:: REQUEST ::
All of the data that follows should be retyped exactly, please, except the pictures.

--------------------

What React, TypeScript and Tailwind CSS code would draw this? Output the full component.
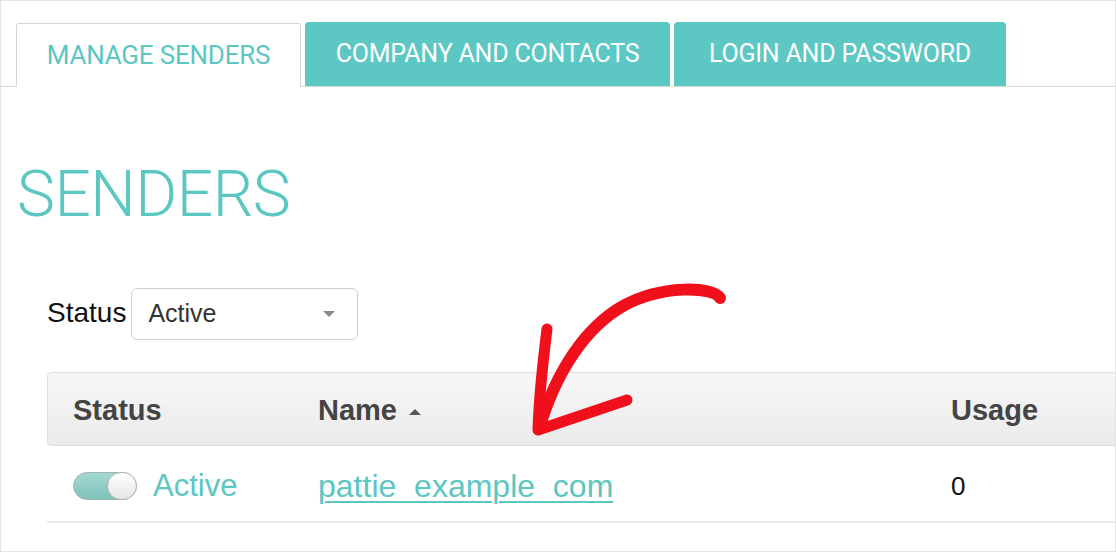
import React from "react";

const din = { fontFamily: "Roboto, 'Open Sans', sans-serif" };
const arial = { fontFamily: "'Liberation Sans', Arial, sans-serif" };

const Tab = ({ label, active, className }: { label: string; active?: boolean; className: string }) => (
  <div
    className={
      active
        ? `h-[64px] -mb-px flex items-center justify-center rounded-t-[3px] border border-b-0 border-[#d6d6d6] bg-white text-[#5cc6c1] ${className}`
        : `h-[64px] flex items-center justify-center rounded-t-[4px] bg-[#5dc7c3] text-white ${className}`
    }
  >
    <span className={active ? "text-[26px] tracking-[-0.2px]" : "text-[25px] tracking-[-0.2px]"} style={din}>
      {label}
    </span>
  </div>
);

const Arrow = () => (
  <svg className="absolute left-0 top-0 pointer-events-none" width="1116" height="552" viewBox="0 0 1116 552">
    <path
      d="M719 297 C 712 285, 660 284, 622 305 C 585 326, 555 370, 538 428"
      fill="none"
      stroke="#f0101c"
      strokeWidth="12"
      strokeLinecap="round"
      strokeLinejoin="round"
    />
    <path
      d="M546 328 C 542 360, 538 395, 537 429 L 626 399"
      fill="none"
      stroke="#f0101c"
      strokeWidth="11"
      strokeLinecap="round"
      strokeLinejoin="round"
    />
  </svg>
);

export default function App() {
  return (
    <div className="relative w-[1116px] h-[552px] overflow-hidden bg-white border border-[#e4e4e4]">
      {/* tabs */}
      <div className="mt-[21px] flex items-end border-b border-[#dadada] pl-[15px]">
        <Tab label="MANAGE SENDERS" active className="w-[285px]" />
        <Tab label="COMPANY AND CONTACTS" className="ml-[4px] w-[365px]" />
        <Tab label="LOGIN AND PASSWORD" className="ml-[4px] w-[332px]" />
      </div>

      <h1 className="mt-[68px] ml-[16px] text-[64px] leading-[80px] font-light text-[#5cc6c1] tracking-[-0.5px]" style={din}>
        SENDERS
      </h1>

      {/* filter */}
      <div className="mt-[53px] ml-[46px] flex items-center gap-[5px]">
        <span className="text-[28px] text-[#111] pb-[3px]" style={arial}>Status</span>
        <div className="w-[227px] h-[52px] rounded-[6px] border border-[#cfcfcf] flex items-center justify-between pl-[16px] pr-[22px]">
          <span className="text-[25px] text-[#333]" style={arial}>Active</span>
          <span className="w-0 h-0 border-l-[6px] border-r-[6px] border-t-[6px] border-l-transparent border-r-transparent border-t-[#8a8a8a]" />
        </div>
      </div>

      {/* table */}
      <div className="mt-[32px] ml-[46px] w-[1090px]" style={arial}>
        <div className="h-[74px] pt-[3px] flex items-center rounded-l-[4px] border border-[#e0e0e0] bg-gradient-to-b from-[#f7f7f7] to-[#ebebeb] text-[29px] font-bold text-[#444]">
          <div className="w-[270px] pl-[25px]">Status</div>
          <div className="w-[633px] flex items-center gap-[12px]">
            Name
            <span className="w-0 h-0 border-l-[6px] border-r-[6px] border-b-[6px] border-l-transparent border-r-transparent border-b-[#555] mt-[2px]" />
          </div>
          <div>Usage</div>
        </div>
        <div className="h-[77px] pt-[6px] flex items-center border-b-2 border-[#e8e8e8] text-[31px]">
          <div className="w-[271px] pl-[26px] flex items-center gap-[16px]">
            <span className="relative w-[64px] h-[28px] -mt-[2px] rounded-full border border-[#9bb5b3] bg-gradient-to-b from-[#a6d8d3] to-[#7fc1bb]">
              <span className="absolute right-[-1px] top-[-1px] w-[30px] h-[28px] rounded-full border border-[#b5b5b5] bg-gradient-to-b from-white to-[#e6e6e6]" />
            </span>
            <span className="text-[#5cc6c1]">Active</span>
          </div>
          <div className="w-[633px]">
            <a className="text-[32px] text-[#5cc6c1] underline decoration-2 underline-offset-[4px]" href="#">pattie_example_com</a>
          </div>
          <div className="text-[26px] text-[#111]">0</div>
        </div>
      </div>

      <Arrow />
    </div>
  );
}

--------------------

:: FULL OUTPUT ::
What React, TypeScript and Tailwind CSS code would draw this? Output the full component.
import React from "react";

const din = { fontFamily: "Roboto, 'Open Sans', sans-serif" };
const arial = { fontFamily: "'Liberation Sans', Arial, sans-serif" };

const Tab = ({ label, active, className }: { label: string; active?: boolean; className: string }) => (
  <div
    className={
      active
        ? `h-[64px] -mb-px flex items-center justify-center rounded-t-[3px] border border-b-0 border-[#d6d6d6] bg-white text-[#5cc6c1] ${className}`
        : `h-[64px] flex items-center justify-center rounded-t-[4px] bg-[#5dc7c3] text-white ${className}`
    }
  >
    <span className={active ? "text-[26px] tracking-[-0.2px]" : "text-[25px] tracking-[-0.2px]"} style={din}>
      {label}
    </span>
  </div>
);

const Arrow = () => (
  <svg className="absolute left-0 top-0 pointer-events-none" width="1116" height="552" viewBox="0 0 1116 552">
    <path
      d="M719 297 C 712 285, 660 284, 622 305 C 585 326, 555 370, 538 428"
      fill="none"
      stroke="#f0101c"
      strokeWidth="12"
      strokeLinecap="round"
      strokeLinejoin="round"
    />
    <path
      d="M546 328 C 542 360, 538 395, 537 429 L 626 399"
      fill="none"
      stroke="#f0101c"
      strokeWidth="11"
      strokeLinecap="round"
      strokeLinejoin="round"
    />
  </svg>
);

export default function App() {
  return (
    <div className="relative w-[1116px] h-[552px] overflow-hidden bg-white border border-[#e4e4e4]">
      {/* tabs */}
      <div className="mt-[21px] flex items-end border-b border-[#dadada] pl-[15px]">
        <Tab label="MANAGE SENDERS" active className="w-[285px]" />
        <Tab label="COMPANY AND CONTACTS" className="ml-[4px] w-[365px]" />
        <Tab label="LOGIN AND PASSWORD" className="ml-[4px] w-[332px]" />
      </div>

      <h1 className="mt-[68px] ml-[16px] text-[64px] leading-[80px] font-light text-[#5cc6c1] tracking-[-0.5px]" style={din}>
        SENDERS
      </h1>

      {/* filter */}
      <div className="mt-[53px] ml-[46px] flex items-center gap-[5px]">
        <span className="text-[28px] text-[#111] pb-[3px]" style={arial}>Status</span>
        <div className="w-[227px] h-[52px] rounded-[6px] border border-[#cfcfcf] flex items-center justify-between pl-[16px] pr-[22px]">
          <span className="text-[25px] text-[#333]" style={arial}>Active</span>
          <span className="w-0 h-0 border-l-[6px] border-r-[6px] border-t-[6px] border-l-transparent border-r-transparent border-t-[#8a8a8a]" />
        </div>
      </div>

      {/* table */}
      <div className="mt-[32px] ml-[46px] w-[1090px]" style={arial}>
        <div className="h-[74px] pt-[3px] flex items-center rounded-l-[4px] border border-[#e0e0e0] bg-gradient-to-b from-[#f7f7f7] to-[#ebebeb] text-[29px] font-bold text-[#444]">
          <div className="w-[270px] pl-[25px]">Status</div>
          <div className="w-[633px] flex items-center gap-[12px]">
            Name
            <span className="w-0 h-0 border-l-[6px] border-r-[6px] border-b-[6px] border-l-transparent border-r-transparent border-b-[#555] mt-[2px]" />
          </div>
          <div>Usage</div>
        </div>
        <div className="h-[77px] pt-[6px] flex items-center border-b-2 border-[#e8e8e8] text-[31px]">
          <div className="w-[271px] pl-[26px] flex items-center gap-[16px]">
            <span className="relative w-[64px] h-[28px] -mt-[2px] rounded-full border border-[#9bb5b3] bg-gradient-to-b from-[#a6d8d3] to-[#7fc1bb]">
              <span className="absolute right-[-1px] top-[-1px] w-[30px] h-[28px] rounded-full border border-[#b5b5b5] bg-gradient-to-b from-white to-[#e6e6e6]" />
            </span>
            <span className="text-[#5cc6c1]">Active</span>
          </div>
          <div className="w-[633px]">
            <a className="text-[32px] text-[#5cc6c1] underline decoration-2 underline-offset-[4px]" href="#">pattie_example_com</a>
          </div>
          <div className="text-[26px] text-[#111]">0</div>
        </div>
      </div>

      <Arrow />
    </div>
  );
}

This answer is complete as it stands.